Last week the company agreed to pay around $41 million to resolve criminal and civil FCPA offenses. Facts recited by the DOJ and SEC described an unlikely web of corrupt agents that formed around Amec Foster Wheeler and eventually trapped it.

Briefly, here’s what happened.

AFW hoped to win a $190 million contract from Brazil’s state-owned Petrobras to design a gas-to-chemicals complex.

The company began dealing with an Italian agent. The Italian agent said it had links to a Monaco-based agent with good intelligence, probably Unaoil.

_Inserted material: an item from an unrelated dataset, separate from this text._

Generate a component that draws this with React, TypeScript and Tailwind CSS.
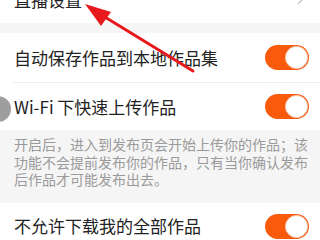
import React from "react";

function Toggle() {
  return (
    <div className="w-[44px] h-[25px] rounded-full bg-[#fa5a0c] flex items-center justify-end pr-[1px] shrink-0">
      <div className="w-[23px] h-[23px] rounded-full bg-white border border-[#f3d2c0]" />
    </div>
  );
}

function Row({ label, h }: { label: string; h: string }) {
  return (
    <div className={`bg-white flex items-center justify-between pl-[14px] pr-[11px] ${h}`}>
      <span className="text-[17px] leading-[20px] text-[#222]">{label}</span>
      <Toggle />
    </div>
  );
}

export default function App() {
  return (
    <div
      className="relative w-[320px] h-[240px] overflow-hidden bg-[#f5f5f5]"
      style={{ fontFamily: '"Noto Sans CJK SC", "Noto Sans", sans-serif' }}
    >
      {/* top row, cut off */}
      <div className="bg-white h-[23px] flex items-start justify-between pl-[14px] pr-[14px] overflow-hidden">
        <span className="text-[17px] leading-[20px] text-[#222] -mt-[10px]">直播设置</span>
        <svg width="10" height="14" viewBox="0 0 10 14" className="-mt-[9px]">
          <path d="M2 1 L8 7 L2 13" fill="none" stroke="#c4c4c4" strokeWidth="1.4" />
        </svg>
      </div>

      <div className="h-[10px]" />

      <Row label="自动保存作品到本地作品集" h="h-[49px]" />
      <div className="bg-white h-[1px] pl-[13px]">
        <div className="h-full bg-[#ececec]" />
      </div>
      <Row label="Wi-Fi 下快速上传作品" h="h-[47px]" />

      <div className="pl-[14px] pr-[10px] pt-[6px] pb-[14px] h-[73px]">
        <p className="text-[14px] leading-[17.5px] text-[#9a9a9a]">
          开启后，进入到发布页会开始上传你的作品；该功能不会提前发布你的作品，只有当你确认发布后作品才可能发布出去。
        </p>
      </div>

      <Row label="不允许下载我的全部作品" h="h-[46px]" />

      {/* gray touch indicator */}
      <div className="absolute left-[-15px] top-[96px] w-[26px] h-[26px] rounded-full bg-[#9e9e9e]" />

      {/* red annotation arrow */}
      <svg className="absolute left-0 top-0" width="320" height="240" viewBox="0 0 320 240">
        <line x1="193" y1="71" x2="100" y2="14" stroke="#e8191c" strokeWidth="3" strokeLinecap="round" />
        <polygon points="85,4 111,12 101,26" fill="#e8191c" />
      </svg>
    </div>
  );
}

Retaining an agent before or during due diligence violated AFW’s compliance policy, but AFW retained the Italian agent anyway. The SEC said: “In fact, [Amec Foster Wheeler’s] general counsel drafted an interim agency agreement to use Italian Agent even though Foster Wheeler’s policy on outside agents did not allow for interim agreements while due diligence was pending.”

Amec Foster Wheeler’s earlier due diligence on Unaoil revealed disqualifying corruption risks. Due diligence also disqualified the Italian agent because of links to Unaoil and misrepresentations about past experience. AFW, however, didn’t terminate the interim agreement but left it in place.

The Italian agent introduced AFW’s Brazil country manager to a Brazilian agent to help with the Petrobras project. Due diligence was fudged. Incriminating links to the Italian agent were concealed, and AFW retained the Brazil agent.

According to the SEC, AFW’s country manager thought the Brazil agent’s influence with Petrobras was diminished “owing to changes in positions over the last 18 months.”

But the country manager also told a colleague that despite their loss of influence, the Brazil agent “can make life difficult for us if we do not pay [them].”

Between February 2013 and July 2014, the SEC said, the Brazil agent sent Amec Foster Wheeler four invoices, “none of which documented any meaningful work . . . to justify its two percent commission.”

The Brazil and Italian agents used part of the “commission” to pay over $1 million in bribes to officials for the Petrobras project.


What happened at Amec Foster Wheeler? I only know what the feds said.

But there’s this: Agents with a grievance can do serious damage.

In Egypt, a company I knew fired its long-serving agent as part of a new “agent-less” business approach. Within months, labor problems engulfed the company’s local operations. The Egyptian government sided with the workers. A provincial sheriff seized the company’s property and auctioned it to the public for pennies on the dollar.

In Indonesia, a company that wanted a fresh start terminated its powerful local agent without cause, offering just a token final payment. The insulted former agent refused to sign any documents related to the company’s business. Without the agent’s cooperation as the official country representative, the company couldn’t obtain new visas for expat workers or permits to import and export equipment. The standoff lasted years.


At Amec Foster Wheeler, did fear of agents contribute to bad decisions?

Did the company pay the Brazil agent’s “commission” not only to win and keep the Petrobras project but also to avoid future problems?

(Ironically, Petrobras eventually canceled the project early for unrelated financial reasons. By then, Amec Foster Wheeler had made about $13 million in profit, the DOJ said.)

Did the Italian, Monaco, and Brazil agents set a clever trap that finally caught AFW?

The feds didn’t adopt that narrative. Instead, the DOJ and SEC both said Amec Foster Wheeler succumbed to the profit motive.

Charles Cain, chief of the SEC’s FCPA enforcement unit, said: “The potential for a new market cannot be a siren’s song that overwhelms good corporate governance.”

The DOJ’s Nicholas McQuaid said, “In the pursuit of profits, the company resorted to corruption, which distorts markets and undermines the rule of law.”

Still, the SEC included in its settlement order that quote from AFW’s country manager: The Brazil agent “can make life difficult for us if we do not pay [them].”

Did fear of agents play a role in AFW’s bribery?

Maybe. But that’s no excuse for bribery. And of course, no company should expect sympathy after ignoring the requirements of its own compliance program.